Collect all lines from the records below that include the word "this".

— Start of Raw data —

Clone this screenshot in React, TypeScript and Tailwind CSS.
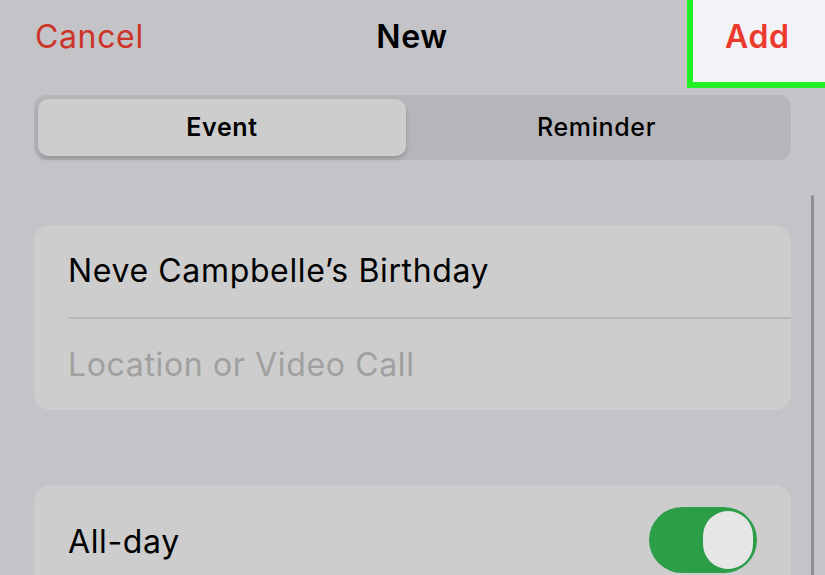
export default function App() {
  return (
    <div className="w-[825px] h-[575px] overflow-hidden bg-[#c4c3c8] relative tracking-[0.04em]" style={{ fontFamily: 'Inter, "Liberation Sans", sans-serif' }}>
      {/* nav bar */}
      <div className="h-[95px] flex items-start">
        <div className="w-[337px] pl-[35px] pt-[13px] text-[32px] text-[#cd3428]">Cancel</div>
        <div className="w-[150px] pt-[13px] text-center text-[32px] font-semibold text-black">New</div>
        <div className="flex-1" />
        <div className="w-[138px] h-[88px] border-[6px] border-r-0 border-t-0 border-[#22ef24] bg-[#f2f2f7] flex items-start pl-[32px] pt-[13px] text-[32px] font-semibold text-[#ec3a2f]">
          Add
        </div>
      </div>

      {/* segmented control */}
      <div className="mx-[34px] h-[65px] rounded-[12px] bg-[#b6b5ba] p-[4px] flex">
        <div className="w-[368px] rounded-[10px] bg-[#cdcdcd] shadow-[0_3px_4px_rgba(0,0,0,0.18)] flex items-center justify-center text-[25px] font-semibold text-black">Event</div>
        <div className="flex-1 flex items-center justify-center text-[25px] font-medium text-black">Reminder</div>
      </div>

      {/* scroll indicator */}
      <div className="absolute right-[11px] top-[195px] w-[3px] h-[400px] rounded-full bg-[#8e8d92]" />

      {/* title/location card */}
      <div className="mx-[34px] mt-[65px] h-[185px] rounded-[16px] bg-[#cdcdcd] pl-[34px] flex flex-col">
        <div className="h-[92px] flex items-center text-[32px] text-black">Neve Campbelle’s Birthday</div>
        <div className="h-[2px] bg-[#b8b8b8]" />
        <div className="flex-1 flex items-center text-[32px] text-[#a0a0a0]">Location or Video Call</div>
      </div>

      {/* all-day card */}
      <div className="mx-[34px] mt-[75px] h-[110px] rounded-[16px] bg-[#cdcdcd] pl-[34px] pr-[34px] flex items-start">
        <div className="flex-1 pt-[33px] text-[32px] text-black">All-day</div>
        <div className="mt-[22px] w-[108px] h-[66px] rounded-full bg-[#2b9e47] p-[4px] flex justify-end">
          <div className="w-[50px] h-[58px] rounded-full bg-[#e6e6e6]" />
        </div>
      </div>
    </div>
  )
}
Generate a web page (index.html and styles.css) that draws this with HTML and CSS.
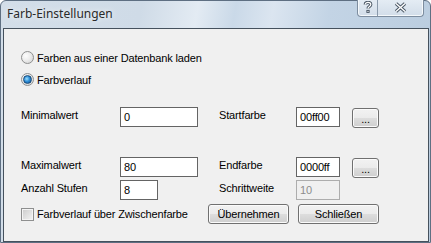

— End of Raw data —

§ **Exercise response**:
Clone this screenshot in React, TypeScript and Tailwind CSS.
Generate a web page (index.html and styles.css) that draws this with HTML and CSS.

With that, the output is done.